Estudos da London School of Economics indicam uma retração de até 3% no PIB do Reino Unido, caso a decisão seja pela saída da União Europeia. Isso aconteceria em razão das necessidades de renegociação de acordos comerciais, bilaterais ou multilaterais, e da queda dos investimentos diretos. Em defesa da permanência, Cameron e o atual prefeito de Londres, Sadiq Khan, do Partido Trabalhista, acreditam que o estado é mais forte com o bloco, já que 50% dos investimentos recebidos pelo Reino Unido vêm dos países da UE. Além disso, eles apontam que a eventual saída do bloco regional poderá causar efeitos econômicos irreparáveis, como a perda de 820 mil postos de trabalho. “Deixar a União Europeia é como trair os valores britânicos”, disse Khan, em recente pronunciamento. Do outro lado, o ex-prefeito de Londres, Boris Johnson, e a maioria do Partido Conservador, argumentam que o controle das políticas migratórias e da abertura da economia só será possível sem as amarras dos acordos fechados em bloco. A crise migratória no continente é um dos motivos do aumento do apoio popular em favor da independência.
O mercado financeiro assiste com atenção a escolha dos britânicos. A reunião do Federal Reserve , o banco central americano, foi diretamente influenciada pelo Brexit. Preocupados com as consequências que o referendo pode provocar no comportamento global e a necessidade de um aperto monetário, os juros dos Estados Unidos permaneceram inalterados, na faixa de 0,25% e 0,5%. Essa incerteza tem reflexos, também, no desempenho dos principais índices das bolsas de valores européias. Assim que foi divulgada a pesquisa mostrando que a tendência à saída era mais popular, os investidores reagiram. O índice FTSEurofirst 300 (que reúne as principais ações do continente) fechou com queda de 1,9%, menor nível desde 24 de fevereiro, e o índice Financial Times, em Londres, recuou 2%. As três principais agências de classificação de risco, Standard & Poor’s, Fitch e Moody’s, afirmaram que o Reino Unido poderá ter sua nota rebaixada caso a população opte pela saída do bloco. “Está claro que o mercado europeu sofrerá impactos caso o sim vença”, diz David Meier, economista do banco suíço Julius Baer. “Não cogitamos recessão na zona do euro, mas, no curto prazo, haverá depreciação cambial e aumento de desemprego.”
Líderes europeus veem a decisão dos britânicos como vital para a existência do bloco político-econômico.
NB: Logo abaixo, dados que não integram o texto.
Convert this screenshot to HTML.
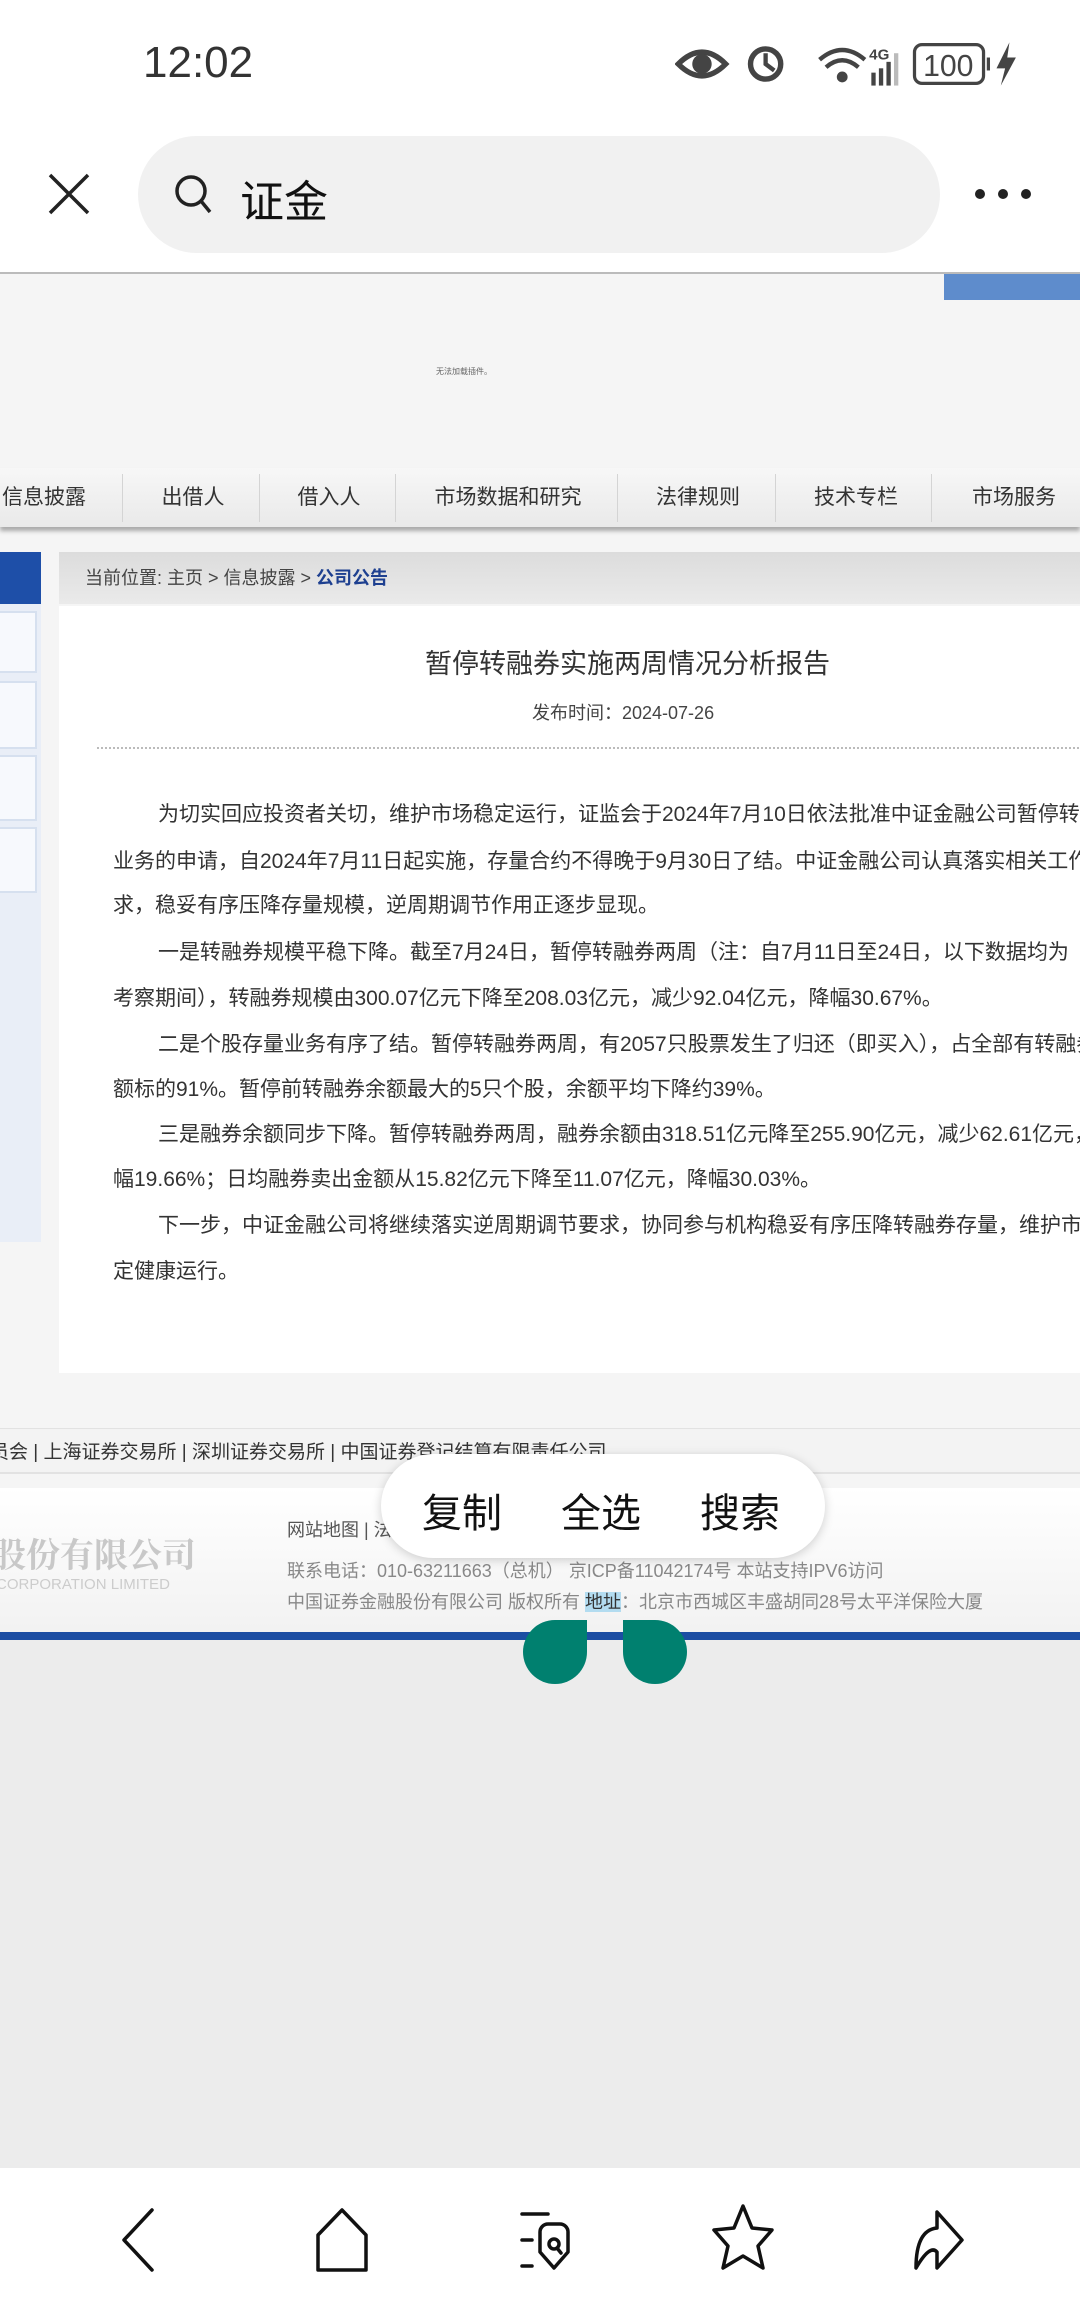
<!DOCTYPE html>
<html><head><meta charset="utf-8"><style>
*{margin:0;padding:0;box-sizing:border-box}
body{width:1080px;height:2310px;overflow:hidden;background:#ececec;font-family:"Liberation Sans","Noto Sans CJK SC",sans-serif;position:relative;color:#333}
.a{position:absolute;white-space:nowrap}
.nav span{position:absolute;top:0;height:59px;line-height:59px;font-size:21px;color:#333;transform:translateX(-50%)}
.sep{position:absolute;top:6px;width:1px;height:48px;background:#d4d4d4}
.p{position:absolute;font-size:21px;color:#333;white-space:nowrap;line-height:30px}
</style></head><body>
<div class="a" style="left:0;top:0;width:1080px;height:272px;background:#fff"></div>
<div class="a" style="left:143px;top:38px;font-size:44px;color:#333">12:02</div>
<svg class="a" style="left:675px;top:38px" width="356" height="52" viewBox="0 0 330 48">
<g fill="#444">
<path d="M3 24 Q25 2 47 24 Q25 46 3 24Z" fill="none" stroke="#444" stroke-width="5"/>
<circle cx="25" cy="24" r="9"/>
<circle cx="84" cy="24" r="14" fill="none" stroke="#444" stroke-width="5"/>
<path d="M84 14 V24 L92 30" stroke="#444" stroke-width="4" fill="none"/>
<path d="M134 20 Q155 2 176 20" stroke="#444" stroke-width="4" fill="none"/>
<path d="M140 27 Q155 14 170 27" stroke="#444" stroke-width="4" fill="none"/>
<circle cx="155" cy="36" r="5"/>
<text x="180" y="20" font-size="14" font-family="Liberation Sans" font-weight="bold">4G</text>
<rect x="182" y="32" width="4" height="12"/><rect x="189" y="28" width="4" height="16"/><rect x="196" y="22" width="4" height="22"/><rect x="203" y="14" width="4" height="30" fill="#bbb"/>
<rect x="222" y="6" width="64" height="36" rx="7" fill="none" stroke="#444" stroke-width="3"/>
<text x="230" y="35" font-size="28" font-family="Liberation Sans">100</text>
<rect x="289" y="18" width="3" height="12"/>
<path d="M310 4 L298 28 H306 L302 44 L316 18 H308Z"/>
</g></svg>
<svg class="a" style="left:46px;top:171px" width="46" height="46"><path d="M4 4 L42 42 M42 4 L4 42" stroke="#222" stroke-width="3.5"/></svg>
<div class="a" style="left:138px;top:136px;width:802px;height:117px;border-radius:59px;background:#f1f1f1"></div>
<svg class="a" style="left:172px;top:172px" width="44" height="44"><circle cx="19" cy="19" r="14" fill="none" stroke="#222" stroke-width="3.5"/><path d="M29 29 L38 40" stroke="#222" stroke-width="3.5"/></svg>
<div class="a" style="left:240px;top:166px;font-size:44px;color:#111">证金</div>
<div class="a" style="left:975px;top:189px;width:10px;height:10px;border-radius:5px;background:#222"></div>
<div class="a" style="left:998px;top:189px;width:10px;height:10px;border-radius:5px;background:#222"></div>
<div class="a" style="left:1021px;top:189px;width:10px;height:10px;border-radius:5px;background:#222"></div>
<div class="a" style="left:0;top:272px;width:1080px;height:1368px;background:#f5f5f5;border-top:2px solid #bbb;overflow:hidden"></div>
<div class="a" style="left:944px;top:274px;width:136px;height:26px;background:#5e8ccc"></div>
<div class="a" style="left:436px;top:366px;font-size:8px;color:#666">无法加载插件。</div>
<div class="a nav" style="left:0;top:468px;width:1080px;height:59px;background:linear-gradient(#f7f7f7,#e9e9e9);box-shadow:0 4px 4px #aaa">
<span style="left:44px">信息披露</span><span style="left:193px">出借人</span><span style="left:329px">借入人</span><span style="left:508px">市场数据和研究</span><span style="left:698px">法律规则</span><span style="left:856px">技术专栏</span><span style="left:1014px">市场服务</span>
<div class="sep" style="left:122px"></div><div class="sep" style="left:259px"></div><div class="sep" style="left:395px"></div><div class="sep" style="left:617px"></div><div class="sep" style="left:775px"></div><div class="sep" style="left:931px"></div>
</div>
<div class="a" style="left:0;top:552px;width:41px;height:52px;background:#1e4fa8"></div>
<div class="a" style="left:0;top:604px;width:41px;height:638px;background:#e9eef7"></div>
<div class="a" style="left:-4px;top:611px;width:41px;height:62px;background:#f7f9fd;border:2px solid #d6e0ef"></div>
<div class="a" style="left:-4px;top:681px;width:41px;height:68px;background:#f7f9fd;border:2px solid #d6e0ef"></div>
<div class="a" style="left:-4px;top:755px;width:41px;height:66px;background:#f7f9fd;border:2px solid #d6e0ef"></div>
<div class="a" style="left:-4px;top:827px;width:41px;height:66px;background:#f7f9fd;border:2px solid #d6e0ef"></div>
<div class="a" style="left:59px;top:552px;width:1021px;height:52px;background:linear-gradient(#dcdcdc,#eaeaea);font-size:18px;line-height:52px;padding-left:26px;color:#444">当前位置: 主页 &gt; 信息披露 &gt; <b style="color:#1e4090">公司公告</b></div>
<div class="a" style="left:59px;top:606px;width:1021px;height:767px;background:#fff;overflow:hidden">
<div class="a" style="left:366px;top:36px;font-size:27px;color:#333">暂停转融券实施两周情况分析报告</div>
<div class="a" style="left:473px;top:93px;font-size:18px;color:#444">发布时间：2024-07-26</div>
<div class="a" style="left:38px;top:141px;width:990px;border-top:2px dotted #bbb"></div>
<div class="p" style="left:99px;top:194px">为切实回应投资者关切，维护市场稳定运行，证监会于2024年7月10日依法批准中证金融公司暂停转融券</div>
<div class="p" style="left:54px;top:241px">业务的申请，自2024年7月11日起实施，存量合约不得晚于9月30日了结。中证金融公司认真落实相关工作要</div>
<div class="p" style="left:54px;top:285px">求，稳妥有序压降存量规模，逆周期调节作用正逐步显现。</div>
<div class="p" style="left:99px;top:332px">一是转融券规模平稳下降。截至7月24日，暂停转融券两周（注：自7月11日至24日，以下数据均为</div>
<div class="p" style="left:54px;top:378px">考察期间），转融券规模由300.07亿元下降至208.03亿元，减少92.04亿元，降幅30.67%。</div>
<div class="p" style="left:99px;top:424px">二是个股存量业务有序了结。暂停转融券两周，有2057只股票发生了归还（即买入），占全部有转融券余</div>
<div class="p" style="left:54px;top:469px">额标的91%。暂停前转融券余额最大的5只个股，余额平均下降约39%。</div>
<div class="p" style="left:99px;top:514px">三是融券余额同步下降。暂停转融券两周，融券余额由318.51亿元降至255.90亿元，减少62.61亿元，降</div>
<div class="p" style="left:54px;top:559px">幅19.66%；日均融券卖出金额从15.82亿元下降至11.07亿元，降幅30.03%。</div>
<div class="p" style="left:99px;top:605px">下一步，中证金融公司将继续落实逆周期调节要求，协同参与机构稳妥有序压降转融券存量，维护市场</div>
<div class="p" style="left:54px;top:651px">定健康运行。</div>
</div>
<div class="a" style="left:0;top:1428px;width:1080px;height:46px;background:#f3f3f3;border-top:1px solid #e2e2e2;border-bottom:2px solid #e2e2e2"></div>
<div class="a" style="left:-10px;top:1437px;font-size:19px;color:#333">员会 | 上海证券交易所 | 深圳证券交易所 | 中国证券登记结算有限责任公司</div>
<div class="a" style="left:0;top:1488px;width:1080px;height:144px;background:linear-gradient(#fff,#f2f2f2)"></div>
<div class="a" style="left:-8px;top:1528px;font-size:34px;color:#c8c8c8;font-family:'Noto Serif CJK SC',serif;font-weight:bold">股份有限公司</div>
<div class="a" style="left:-4px;top:1576px;font-size:15px;color:#ccc">CORPORATION LIMITED</div>
<div class="a" style="left:287px;top:1516px;font-size:18px;color:#555">网站地图 | 法</div>
<div class="a" style="left:287px;top:1557px;font-size:18px;color:#888">联系电话：010-63211663（总机） 京ICP备11042174号 本站支持IPV6访问</div>
<div class="a" style="left:287px;top:1588px;font-size:18px;color:#888">中国证券金融股份有限公司 版权所有 <span style="background:#b3dcf0;color:#333">地址</span>：北京市西城区丰盛胡同28号太平洋保险大厦</div>
<div class="a" style="left:0;top:1632px;width:1080px;height:8px;background:#1c4ea3"></div>
<div class="a" style="left:381px;top:1454px;width:444px;height:104px;border-radius:52px;background:#fff;box-shadow:0 2px 10px rgba(0,0,0,.18)"></div>
<div class="a" style="left:422px;top:1481px;font-size:40px;color:#111">复制</div>
<div class="a" style="left:561px;top:1481px;font-size:40px;color:#111">全选</div>
<div class="a" style="left:700px;top:1481px;font-size:40px;color:#111">搜索</div>
<div class="a" style="left:523px;top:1620px;width:64px;height:64px;background:#00806f;border-radius:32px 0 32px 32px"></div>
<div class="a" style="left:623px;top:1620px;width:64px;height:64px;background:#00806f;border-radius:0 32px 32px 32px"></div>
<div class="a" style="left:0;top:2168px;width:1080px;height:142px;background:#fff"></div>
<svg class="a" style="left:0;top:2200px" width="1080" height="80" viewBox="0 0 1080 80" fill="none" stroke="#111" stroke-width="3.5" stroke-linejoin="round" stroke-linecap="round">
<path d="M152 10 L124 40 L152 70"/>
<path d="M342 10 L318 35 V70 H366 V35 Z"/>
<path d="M522 14 H548 M522 40 H532 M522 66 H532"/>
<path d="M540 32 a8 8 0 0 1 8 -8 h12 a8 8 0 0 1 8 8 v20 l-14 16 l-14 -16z"/>
<circle cx="554" cy="44" r="5"/><path d="M557 48 l4 5"/>
<path d="M743 6 L752 28 L772 30 L758 46 L763 68 L743 56 L723 68 L728 46 L714 30 L734 28 Z"/>
<path d="M937 12 L962 40 L937 68 V52 Q930 44 916 68 Q916 30 937 28 Z"/>
</svg>
</body></html>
No dia 15 de junho, o ministro das Relações Exteriores da Alemanha, Frank Walter Steinmeir, afirmou que a decisão do Reino Unido terá dois efeitos: a saída pode desencadear uma reação em cadeia de outros membros e a permanência vai aumentar os esforços para manter o bloco unido. Além dos britânicos, a União Europeia conta com movimentos contrários ao bloco na França e na Grécia.